**Saved entries**
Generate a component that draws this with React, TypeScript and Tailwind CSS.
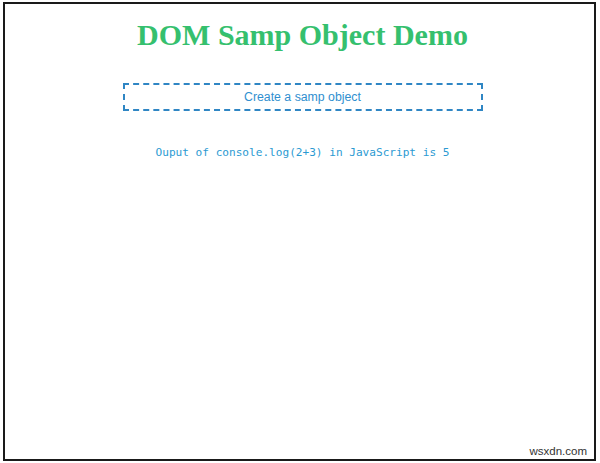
import React from "react";

export default function App() {
  return (
    <div className="w-[600px] h-[463px] bg-white overflow-hidden pt-[2px] pl-[3px]">
      <div className="relative w-[593px] h-[459px] border-2 border-[#1a1a1a] bg-white flex flex-col items-center pl-[6px]">
        <h1 className="mt-[16px] text-[30px] leading-[30px] font-bold text-[#35c06e] font-['Liberation_Serif','Times_New_Roman',serif]">
          DOM Samp Object Demo
        </h1>
        <div className="mt-[33px] w-[360px] h-[28px] border-2 border-dashed border-[#2f86c4] flex items-center justify-center text-[12.3px] leading-[24px] text-[#2f8fd0] font-['Liberation_Sans',Arial,sans-serif]">
          Create a samp object
        </div>
        <p className="mt-[34px] text-[11.1px] leading-[16px] text-[#2b9ad2] font-['DejaVu_Sans_Mono','Liberation_Mono',monospace]">
          Ouput of console.log(2+3) in JavaScript is 5
        </p>
        <span className="absolute right-[7px] bottom-[1px] text-[11.5px] leading-[14px] text-[#333333] font-['Liberation_Sans',Arial,sans-serif]">
          wsxdn.com
        </span>
      </div>
    </div>
  );
}
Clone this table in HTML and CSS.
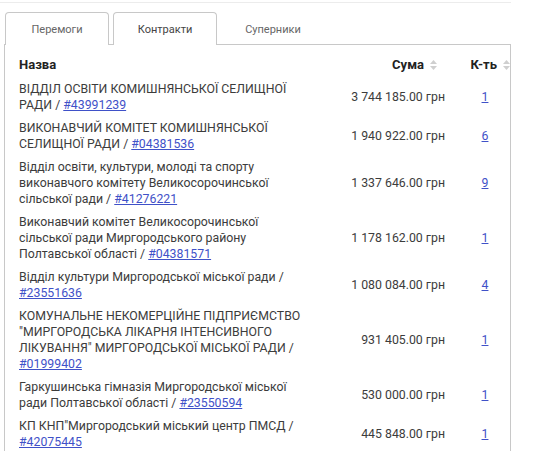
FILE: index.html
```html
<!DOCTYPE html>
<html lang="uk">
<head>
<meta charset="utf-8">
<link rel="stylesheet" href="styles.css">
</head>
<body>
<div class="page">
  <div class="topline"></div>
  <div class="tabs">
    <div class="tab">Перемоги</div>
    <div class="tab active">Контракти</div>
    <div class="tab plain">Суперники</div>
  </div>
  <div class="panel">
    <div class="grid">
      <div class="th name">Назва</div>
      <div class="th sum">Сума <svg class="sort" viewBox="0 0 7 10" width="7" height="10"><path d="M3.5 0L7 4H0z M3.5 10L0 6h7z" fill="#cfcfcf"/></svg></div>
      <div class="th cnt">К-ть <svg class="sort" viewBox="0 0 7 10" width="7" height="10"><path d="M3.5 0L7 4H0z M3.5 10L0 6h7z" fill="#cfcfcf"/></svg></div>

      <div class="td name">ВІДДІЛ ОСВІТИ КОМИШНЯНСЬКОЇ СЕЛИЩНОЇ РАДИ / <a href="#">#43991239</a></div>
      <div class="td sum">3 744 185.00 грн</div>
      <div class="td cnt"><a href="#">1</a></div>

      <div class="td name">ВИКОНАВЧИЙ КОМІТЕТ КОМИШНЯНСЬКОЇ СЕЛИЩНОЇ РАДИ / <a href="#">#04381536</a></div>
      <div class="td sum">1 940 922.00 грн</div>
      <div class="td cnt"><a href="#">6</a></div>

      <div class="td name">Відділ освіти, культури, молоді та спорту виконавчого комітету Великосорочинської сільської ради / <a href="#">#41276221</a></div>
      <div class="td sum">1 337 646.00 грн</div>
      <div class="td cnt"><a href="#">9</a></div>

      <div class="td name">Виконавчий комітет Великосорочинської сільської ради Миргородського району Полтавської області / <a href="#">#04381571</a></div>
      <div class="td sum">1 178 162.00 грн</div>
      <div class="td cnt"><a href="#">1</a></div>

      <div class="td name">Відділ культури Миргородської міської ради / <a href="#">#23551636</a></div>
      <div class="td sum">1 080 084.00 грн</div>
      <div class="td cnt"><a href="#">4</a></div>

      <div class="td name">КОМУНАЛЬНЕ НЕКОМЕРЦІЙНЕ ПІДПРИЄМСТВО "МИРГОРОДСЬКА ЛІКАРНЯ ІНТЕНСИВНОГО ЛІКУВАННЯ" МИРГОРОДСЬКОЇ МІСЬКОЇ РАДИ / <a href="#">#01999402</a></div>
      <div class="td sum">931 405.00 грн</div>
      <div class="td cnt"><a href="#">1</a></div>

      <div class="td name">Гаркушинська гімназія Миргородської міської ради Полтавської області / <a href="#">#23550594</a></div>
      <div class="td sum">530 000.00 грн</div>
      <div class="td cnt"><a href="#">1</a></div>

      <div class="td name">КП КНП"Миргородський міський центр ПМСД / <a href="#">#42075445</a></div>
      <div class="td sum">445 848.00 грн</div>
      <div class="td cnt"><a href="#">1</a></div>
    </div>
  </div>
</div>
</body>
</html>
```

FILE: styles.css
```css
html, body {
  margin: 0;
  padding: 0;
  background: #fff;
}
body {
  font-family: Roboto, "Noto Sans", sans-serif;
  color: #3c3c3c;
}
.page {
  width: 511px;
  padding-top: 2px;
}
.topline {
  border-top: 1px solid #ececec;
  height: 0;
}
.tabs {
  display: flex;
  gap: 4px;
  margin-top: 9px;
  padding-left: 5px;
  position: relative;
  z-index: 1;
  margin-bottom: -1px;
}
.tab {
  width: 102px;
  height: 32px;
  border: 1px solid #c8c8c8;
  border-bottom: none;
  border-radius: 4px 4px 0 0;
  background: #fff;
  font-size: 11px;
  color: #666;
  display: flex;
  align-items: center;
  justify-content: center;
}
.tab.active {
  color: #444;
}
.tab.plain {
  border-color: transparent;
  background: transparent;
  color: #666;
}
.panel {
  margin-left: 4px;
  border: 1px solid #c8c8c8;
  border-bottom: none;
  height: 420px;
  box-sizing: border-box;
  padding: 12px 0 0 14px;
}
.grid {
  display: grid;
  grid-template-columns: 283px 143px 66px;
  font-size: 12.3px;
  line-height: 16px;
}
.th {
  font-size: 13px;
  font-weight: 700;
  color: #222;
  padding-bottom: 4px;
  display: flex;
  align-items: center;
  gap: 6px;
}
.th.sum {
  justify-content: flex-end;
  padding-right: 8px;
}
.th.cnt {
  justify-content: flex-end;
  padding-right: 1px;
}
.sort {
  display: block;
}
.td {
  padding: 3.5px 0;
  align-self: center;
}
.td.name {
  align-self: start;
}
.td.sum {
  text-align: right;
}
.td.cnt {
  text-align: center;
  padding-left: 14px;
}
a {
  color: #3f51c8;
  text-decoration: underline;
}
```
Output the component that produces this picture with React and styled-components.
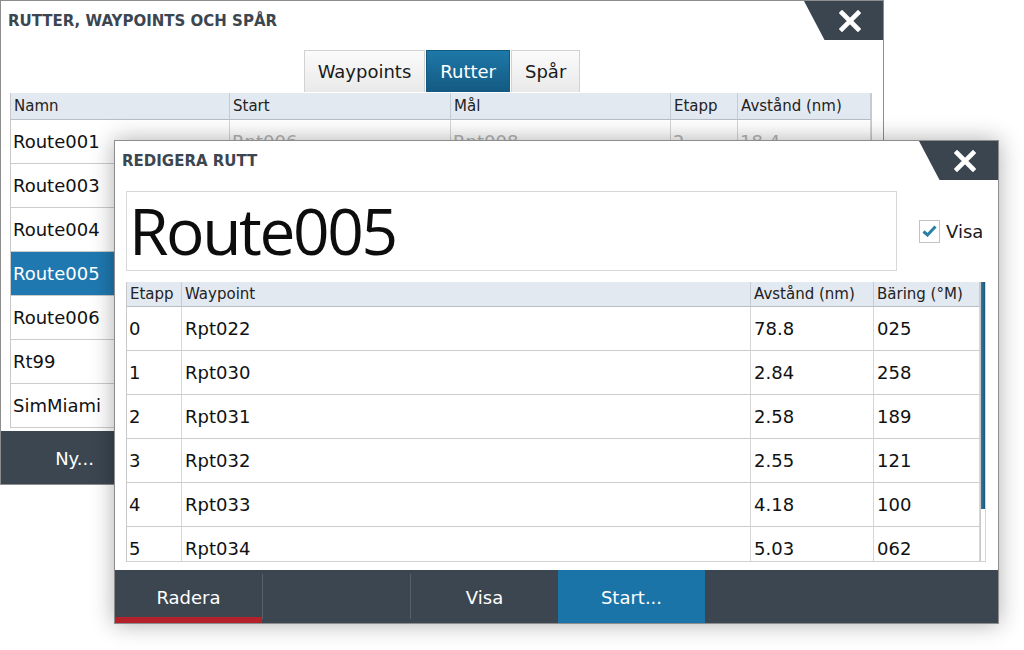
import styled, { createGlobalStyle } from "styled-components";

const GlobalStyle = createGlobalStyle`
  html, body {
    margin: 0;
    padding: 0;
    background: #ffffff;
  }
  body {
    font-family: "DejaVu Sans", "Liberation Sans", sans-serif;
    color: #1a1a1a;
  }
`;

const Desktop = styled.div`
  position: relative;
  width: 1024px;
  height: 650px;
  overflow: hidden;
  background: #ffffff;
`;

const Window = styled.div`
  position: absolute;
  left: ${(p) => p.$x}px;
  top: ${(p) => p.$y}px;
  width: ${(p) => p.$w}px;
  height: ${(p) => p.$h}px;
  box-sizing: border-box;
  background: #ffffff;
  border: 1px solid #8d8d8d;
  display: flex;
  flex-direction: column;
  box-shadow: ${(p) => (p.$front ? "0 0 22px rgba(0,0,0,0.32)" : "none")};
`;

const TitleBar = styled.div`
  height: 39px;
  flex-shrink: 0;
  display: flex;
  align-items: center;
  justify-content: space-between;
`;

const Title = styled.div`
  padding-left: 7px;
  font-size: 15px;
  font-weight: bold;
  color: #3c4650;
`;

const CloseButton = styled.div`
  align-self: stretch;
  width: 79px;
  background: #3a4550;
  clip-path: polygon(0 0, 100% 0, 100% 100%, 26% 100%);
  display: flex;
  align-items: center;
  justify-content: center;
  padding-left: 12px;
  box-sizing: border-box;
`;

const Tabs = styled.div`
  display: flex;
  justify-content: center;
  gap: 1px;
  margin-top: 10px;
  height: 42px;
  flex-shrink: 0;
`;

const Tab = styled.div`
  padding: 0 13px;
  display: flex;
  align-items: center;
  font-size: 18px;
  box-sizing: border-box;
  color: ${(p) => (p.$active ? "#ffffff" : "#1a1a1a")};
  background: ${(p) =>
    p.$active
      ? "linear-gradient(#1e78a8, #135a82)"
      : "linear-gradient(#fbfbfb, #e9e9e9)"};
  border: 1px solid ${(p) => (p.$active ? "#135a82" : "#d2d2d2")};
  border-bottom: none;
`;

const Table = styled.div`
  display: grid;
  grid-template-columns: ${(p) => p.$cols};
  grid-template-rows: ${(p) => p.$head}px;
  grid-auto-rows: 44px;
  border-left: 1px solid #c9c9c9;
  border-right: 1px solid #c9c9c9;
  overflow: hidden;
  flex: 1;
`;

const BackTableWrap = styled.div`
  margin: 1px 11px 0 9px;
  height: 335px;
  display: flex;
  flex-shrink: 0;
`;

const HeadCell = styled.div`
  box-sizing: border-box;
  background: #e3e9f1;
  border-right: 1px solid #c6ccd4;
  border-bottom: 1px solid #b7bec6;
  padding-left: 3px;
  font-size: 15px;
  display: flex;
  align-items: center;
  color: #222;
  white-space: nowrap;
`;

const Cell = styled.div`
  box-sizing: border-box;
  border-right: 1px solid #d6d6d6;
  border-bottom: 1px solid #cbcbcb;
  padding-left: ${(p) => (p.$pad ? p.$pad : 3)}px;
  display: flex;
  align-items: center;
  font-size: 18px;
  white-space: nowrap;
  color: ${(p) => (p.$sel ? "#ffffff" : p.$dim ? "#b4b4b4" : "#111")};
  background: ${(p) => (p.$sel ? "#1f79b0" : "#ffffff")};
`;

const Footer = styled.div`
  margin-top: auto;
  height: 53px;
  flex-shrink: 0;
  background: #3b4651;
  display: flex;
  align-items: stretch;
`;

const FooterButton = styled.div`
  width: 147px;
  box-sizing: border-box;
  display: flex;
  align-items: center;
  justify-content: center;
  color: #ffffff;
  font-size: 18px;
  padding-top: 8px;
  background: ${(p) => (p.$primary ? "#1b74a7" : "transparent")};
  border-bottom: 6px solid ${(p) => (p.$danger ? "#b3212b" : p.$primary ? "#1b74a7" : "transparent")};
`;

const Separator = styled.div`
  width: 1px;
  margin: 4px 0;
  background: #56616b;
`;

const NameRow = styled.div`
  display: flex;
  align-items: center;
  margin: 11px 12px 0 11px;
  flex-shrink: 0;
`;

const NameBox = styled.div`
  width: 771px;
  height: 80px;
  box-sizing: border-box;
  border: 1px solid #d8d8d8;
  display: flex;
  align-items: center;
  padding-left: 2px;
  font-family: "Open Sans", "DejaVu Sans", sans-serif;
  font-size: 64px;
  line-height: 1;
  letter-spacing: -2.4px;
  color: #0d0d0d;
`;

const CheckWrap = styled.label`
  display: flex;
  align-items: center;
  gap: 6px;
  margin-left: 22px;
  font-size: 18px;
`;

const CheckBox = styled.span`
  width: 21px;
  height: 23px;
  box-sizing: border-box;
  border: 1px solid #c3c3c3;
  background: #fff;
  display: flex;
  align-items: center;
  justify-content: center;
`;

const FrontTableWrap = styled.div`
  margin: 11px 12px 0 11px;
  height: 279px;
  display: flex;
  flex-shrink: 0;
  border-bottom: 1px solid #d2d2d2;
`;

const ScrollTrack = styled.div`
  width: 4px;
  flex-shrink: 0;
  border-right: 1px solid #d6d6d6;
`;

const ScrollThumb = styled.div`
  height: 227px;
  background: linear-gradient(90deg, #2f79a4, #1d5779);
`;

function CloseIcon() {
  return (
    <svg width="22" height="22" viewBox="0 0 22 22">
      <path d="M3 3 L19 19 M19 3 L3 19" stroke="#fff" strokeWidth="4.6" strokeLinecap="square" />
    </svg>
  );
}

// only the first route's details peek out from under the edit dialog
const routes = [
  ["Route001", "Rpt006", "Rpt008", "2", "18.4"],
  ["Route003", "", "", "", ""],
  ["Route004", "", "", "", ""],
  ["Route005", "", "", "", ""],
  ["Route006", "", "", "", ""],
  ["Rt99", "", "", "", ""],
  ["SimMiami", "", "", "", ""],
];

const legs = [
  ["0", "Rpt022", "78.8", "025"],
  ["1", "Rpt030", "2.84", "258"],
  ["2", "Rpt031", "2.58", "189"],
  ["3", "Rpt032", "2.55", "121"],
  ["4", "Rpt033", "4.18", "100"],
  ["5", "Rpt034", "5.03", "062"],
];

export default function App() {
  return (
    <Desktop>
      <GlobalStyle />
      <Window $x={0} $y={0} $w={884} $h={485}>
        <TitleBar>
          <Title>RUTTER, WAYPOINTS OCH SPÅR</Title>
          <CloseButton>
            <CloseIcon />
          </CloseButton>
        </TitleBar>
        <Tabs>
          <Tab>Waypoints</Tab>
          <Tab $active>Rutter</Tab>
          <Tab>Spår</Tab>
        </Tabs>
        <BackTableWrap>
          <Table $cols="219px 221px 220px 67px 1fr" $head={27}>
            {["Namn", "Start", "Mål", "Etapp", "Avstånd (nm)"].map((h) => (
              <HeadCell key={h}>{h}</HeadCell>
            ))}
            {routes.map((r) =>
              r.map((v, i) => (
                <Cell key={r[0] + i} $sel={r[0] === "Route005"} $dim={i > 0} $pad={2}>
                  {v}
                </Cell>
              ))
            )}
          </Table>
        </BackTableWrap>
        <Footer>
          <FooterButton>Ny...</FooterButton>
        </Footer>
      </Window>

      <Window $x={114} $y={140} $w={885} $h={484} $front>
        <TitleBar>
          <Title>REDIGERA RUTT</Title>
          <CloseButton>
            <CloseIcon />
          </CloseButton>
        </TitleBar>
        <NameRow>
          <NameBox>Route005</NameBox>
          <CheckWrap>
            <CheckBox>
              <svg width="15" height="12" viewBox="0 0 15 12">
                <path d="M1.5 6.5 L5.5 10 L13.5 1.5" fill="none" stroke="#2a7fa3" strokeWidth="3" />
              </svg>
            </CheckBox>
            Visa
          </CheckWrap>
        </NameRow>
        <FrontTableWrap>
          <Table $cols="55px 569px 123px 1fr" $head={25}>
            {["Etapp", "Waypoint", "Avstånd (nm)", "Bäring (°M)"].map((h) => (
              <HeadCell key={h}>{h}</HeadCell>
            ))}
            {legs.map((r) =>
              r.map((v, i) => (
                <Cell key={r[0] + i} $pad={i === 0 ? 2 : 3}>
                  {v}
                </Cell>
              ))
            )}
          </Table>
          <ScrollTrack>
            <ScrollThumb />
          </ScrollTrack>
        </FrontTableWrap>
        <Footer>
          <FooterButton $danger>Radera</FooterButton>
          <Separator />
          <FooterButton />
          <Separator />
          <FooterButton>Visa</FooterButton>
          <FooterButton $primary>Start...</FooterButton>
        </Footer>
      </Window>
    </Desktop>
  );
}
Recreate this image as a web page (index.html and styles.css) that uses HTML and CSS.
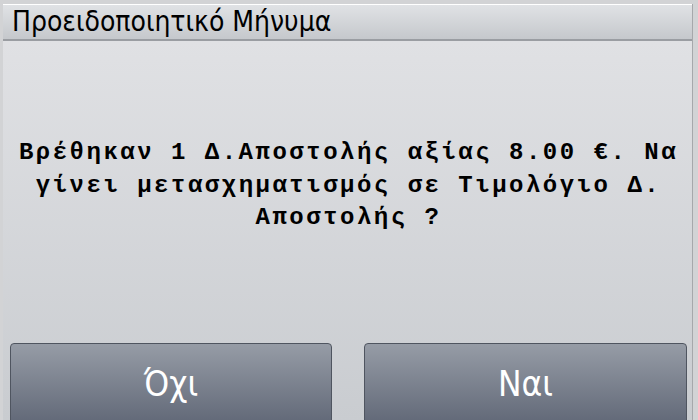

**What you will do**
Your task is to restate word for word the lines from the top of the data to the line containing "import React from", both ends included, with every picture left out.

**Task output**
Generate a component that draws this with React, TypeScript and Tailwind CSS.
import React from "react";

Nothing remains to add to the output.